# START OF Data for the task

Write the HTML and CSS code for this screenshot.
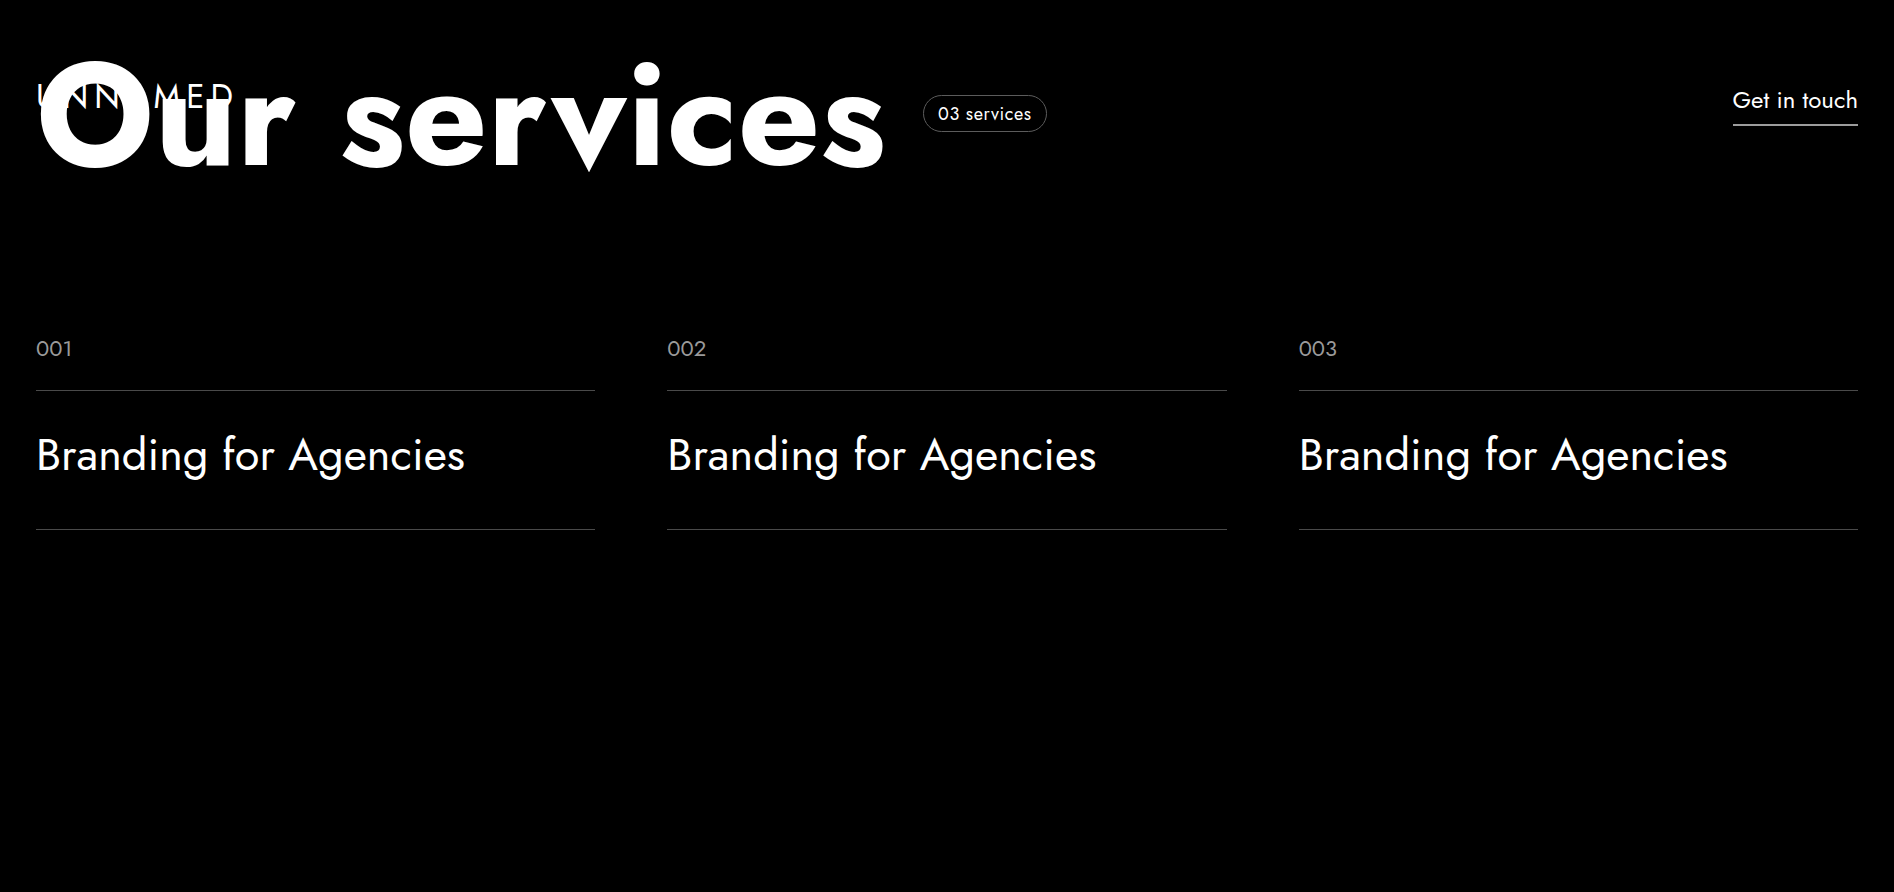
FILE: index.html
```html
<!DOCTYPE html>
<html lang="en">
<head>
<meta charset="utf-8">
<title>Our services</title>
<link rel="stylesheet" href="styles.css">
</head>
<body>
<header class="site-header">
  <a class="logo" href="#">UNNAMED</a>
  <a class="contact" href="#">Get in touch</a>
</header>
<main class="page">
  <section class="intro">
    <h1 class="title">Our services</h1>
    <span class="badge">03 services</span>
  </section>
  <section class="services">
    <article class="service">
      <div class="service-num">001</div>
      <h2 class="service-name">Branding for Agencies</h2>
    </article>
    <article class="service">
      <div class="service-num">002</div>
      <h2 class="service-name">Branding for Agencies</h2>
    </article>
    <article class="service">
      <div class="service-num">003</div>
      <h2 class="service-name">Branding for Agencies</h2>
    </article>
  </section>
</main>
</body>
</html>
```
FILE: styles.css
```css
* { box-sizing: border-box; }
html, body { margin: 0; padding: 0; }
body {
  background: #000;
  color: #fff;
  font-family: "Jost", "Lato", "Noto Sans", sans-serif;
  height: 892px;
  overflow: hidden;
}
a { color: inherit; text-decoration: none; }

.site-header {
  position: absolute;
  top: 80px;
  left: 36px;
  right: 36px;
  display: flex;
  justify-content: space-between;
  align-items: flex-start;
}
.logo {
  font-size: 33px;
  font-weight: 400;
  letter-spacing: 6px;
  line-height: 1;
}
.contact {
  font-size: 24px;
  font-weight: 400;
  line-height: 1;
  margin-top: 8px;
  padding-bottom: 12px;
  border-bottom: 2px solid #9c9c9c;
}

.page { padding: 0 36px; }

.intro {
  display: flex;
  align-items: flex-start;
  gap: 37px;
  padding-top: 43px;
}
.title {
  margin: 0;
  font-size: 144px;
  font-weight: 700;
  line-height: 144px;
  letter-spacing: 0;
}
.badge {
  margin-top: 52px;
  height: 37px;
  padding: 0 14px;
  display: inline-flex;
  align-items: center;
  border: 1px solid #5c5c5c;
  border-radius: 19px;
  font-size: 18px;
  letter-spacing: 0.6px;
}

.services {
  display: grid;
  grid-template-columns: repeat(3, 1fr);
  gap: 72px;
  margin-top: 150px;
}
.service-num {
  font-size: 22px;
  color: #9a9a9a;
  line-height: 1;
  padding-bottom: 31px;
  border-bottom: 1px solid #4a4a4a;
}
.service-name {
  margin: 0;
  font-size: 45px;
  font-weight: 400;
  line-height: 1;
  padding: 41px 0 52px;
  border-bottom: 1px solid #4a4a4a;
}
```
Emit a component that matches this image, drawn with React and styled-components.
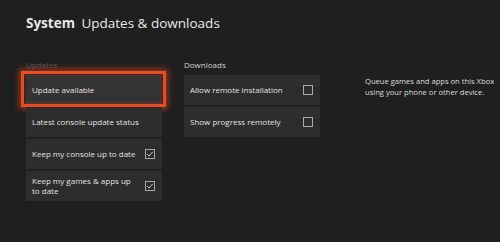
import styled, { createGlobalStyle } from "styled-components";

const Global = createGlobalStyle`
  html, body { margin: 0; padding: 0; background: #1f1f1f; }
  body { font-family: "Open Sans", "Noto Sans", sans-serif; }
`;

const Screen = styled.div`
  width: 500px;
  height: 242px;
  background: #1f1f1f;
  color: #e6e6e6;
  padding: 14px 0 0 26px;
  box-sizing: border-box;
  overflow: hidden;
`;

const Header = styled.h1`
  margin: 0;
  font-size: 13.5px;
  font-weight: 400;
  color: #e8e8e8;
  line-height: 18px;
  b { font-weight: 700; margin-right: 3px; }
`;

const Columns = styled.div`
  display: flex;
  margin-top: 28px;
`;

const Column = styled.div`
  width: 136px;
  margin-right: ${(p) => p.gap || 0}px;
  display: flex;
  flex-direction: column;
  gap: 2px;
`;

const Label = styled.div`
  font-size: 8px;
  color: ${(p) => (p.dim ? "#555" : "#d0d0d0")};
  height: 10px;
  line-height: 10px;
  margin-bottom: 3px;
`;

const Tile = styled.div`
  position: relative;
  height: 30px;
  background: ${(p) => (p.focus ? "#333" : "#2d2d2d")};
  display: flex;
  align-items: center;
  justify-content: space-between;
  padding: 0 7px 0 6px;
  box-sizing: border-box;
  font-size: 8px;
  line-height: 10px;
  color: #e2e2e2;
  span { max-width: ${(p) => (p.wrap ? "100px" : "none")}; }
  ${(p) =>
    p.focus &&
    `
    &::after {
      content: "";
      position: absolute;
      inset: -4px -4px -2px -5px;
      border: 3.5px solid #ec4a23;
      box-shadow: 0 0 6px 2px rgba(236, 74, 35, 0.55), inset 0 0 4px rgba(236, 74, 35, 0.4);
    }
  `}
`;

const Box = styled.div`
  width: 10px;
  height: 10px;
  border: 1px solid #a8a8a8;
  box-sizing: border-box;
  flex: none;
  display: flex;
  align-items: center;
  justify-content: center;
`;

const Note = styled.div`
  margin-top: 16px;
  font-size: 7.6px;
  line-height: 11px;
  color: #dcdcdc;
  width: 132px;
`;

const Check = ({ on }) => (
  <Box>
    {on && (
      <svg width="8" height="8" viewBox="0 0 8 8">
        <path d="M1.2 4.2 L3 6 L6.8 1.8" fill="none" stroke="#d8d8d8" strokeWidth="0.9" />
      </svg>
    )}
  </Box>
);

export default function App() {
  return (
    <Screen>
      <Global />
      <Header>
        <b>System</b> Updates &amp; downloads
      </Header>
      <Columns>
        <Column gap={22}>
          <Label dim>Updates</Label>
          <Tile focus>
            <span>Update available</span>
          </Tile>
          <Tile>
            <span>Latest console update status</span>
          </Tile>
          <Tile>
            <span>Keep my console up to date</span>
            <Check on />
          </Tile>
          <Tile wrap>
            <span>Keep my games &amp; apps up to date</span>
            <Check on />
          </Tile>
        </Column>
        <Column gap={45}>
          <Label>Downloads</Label>
          <Tile>
            <span>Allow remote installation</span>
            <Check />
          </Tile>
          <Tile>
            <span>Show progress remotely</span>
            <Check />
          </Tile>
        </Column>
        <Note>Queue games and apps on this Xbox using your phone or other device.</Note>
      </Columns>
    </Screen>
  );
}
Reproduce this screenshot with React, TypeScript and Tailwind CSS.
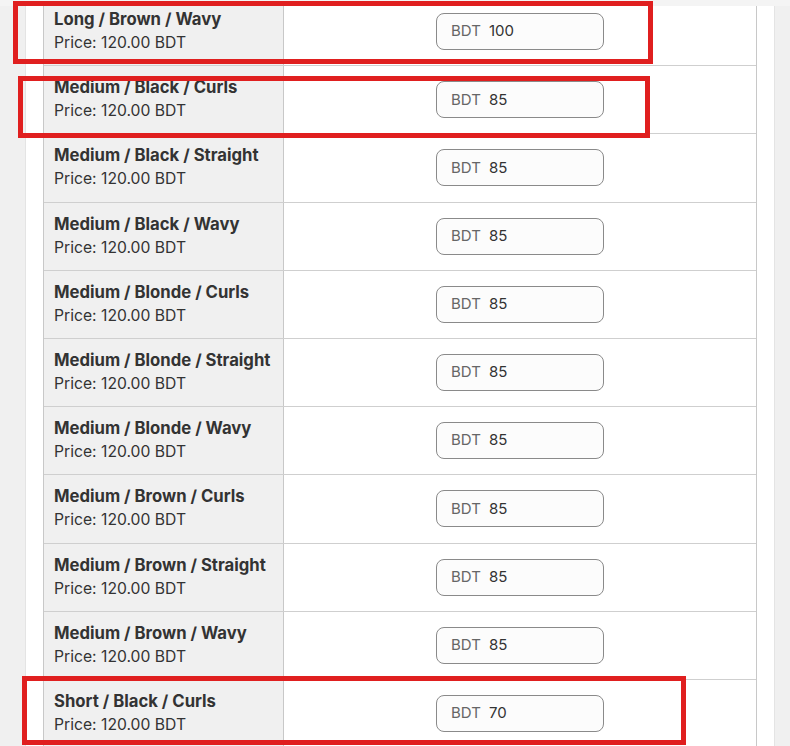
import React from "react";

const rows = [
  { name: "Long / Brown / Wavy", price: "100" },
  { name: "Medium / Black / Curls", price: "85" },
  { name: "Medium / Black / Straight", price: "85" },
  { name: "Medium / Black / Wavy", price: "85" },
  { name: "Medium / Blonde / Curls", price: "85" },
  { name: "Medium / Blonde / Straight", price: "85" },
  { name: "Medium / Blonde / Wavy", price: "85" },
  { name: "Medium / Brown / Curls", price: "85" },
  { name: "Medium / Brown / Straight", price: "85" },
  { name: "Medium / Brown / Wavy", price: "85" },
  { name: "Short / Black / Curls", price: "70" },
];

export default function App() {
  return (
    <div
      className="relative h-[746px] w-[790px] overflow-hidden bg-[#f0f0f0]"
      style={{ fontFamily: "Inter, 'Noto Sans', sans-serif" }}
    >
      <div className="h-[6px] bg-[#f4f4f4]" />
      <div className="ml-[25px] h-[740px] w-[750px] overflow-hidden border-x border-[#e4e4e4] bg-white px-[17px]">
        <div className="-mt-[8px] border-x border-[#c8c8c8]">
          {rows.map((r, i) => (
            <div key={i} className="flex h-[68.2px] border-b border-[#cfcfcf]">
              <div className="flex w-[240px] flex-col justify-center border-r border-[#c8c8c8] bg-[#f0f0f0] pl-[10px] pb-[1px]">
                <div className="whitespace-nowrap text-[16.7px] font-bold leading-[23px] text-[#333]">{r.name}</div>
                <div className="whitespace-nowrap text-[15.7px] leading-[23px] text-[#333]">Price: 120.00 BDT</div>
              </div>
              <div className="flex flex-1 items-center justify-center">
                <div className="flex h-[37px] w-[168px] items-center rounded-[8px] border border-[#8a8a8a] bg-[#fcfcfc] px-[14px] text-[15px]">
                  <span className="text-[#666]">BDT</span>
                  <span className="ml-[8px] text-[#333]">{r.price}</span>
                </div>
              </div>
            </div>
          ))}
        </div>
      </div>
      <div className="pointer-events-none absolute left-[13px] top-[1px] h-[63px] w-[640px] border-[5px] border-[#e01f1f]" />
      <div className="pointer-events-none absolute left-[18px] top-[76px] h-[62px] w-[632px] border-[5px] border-[#e01f1f]" />
      <div className="pointer-events-none absolute left-[22px] top-[676px] h-[69px] w-[664px] border-[5px] border-[#e01f1f]" />
    </div>
  );
}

# END OF Data for the task

What you will do
Above are some records. Report the number of their lines that include "this", and add nothing else.

Final result
4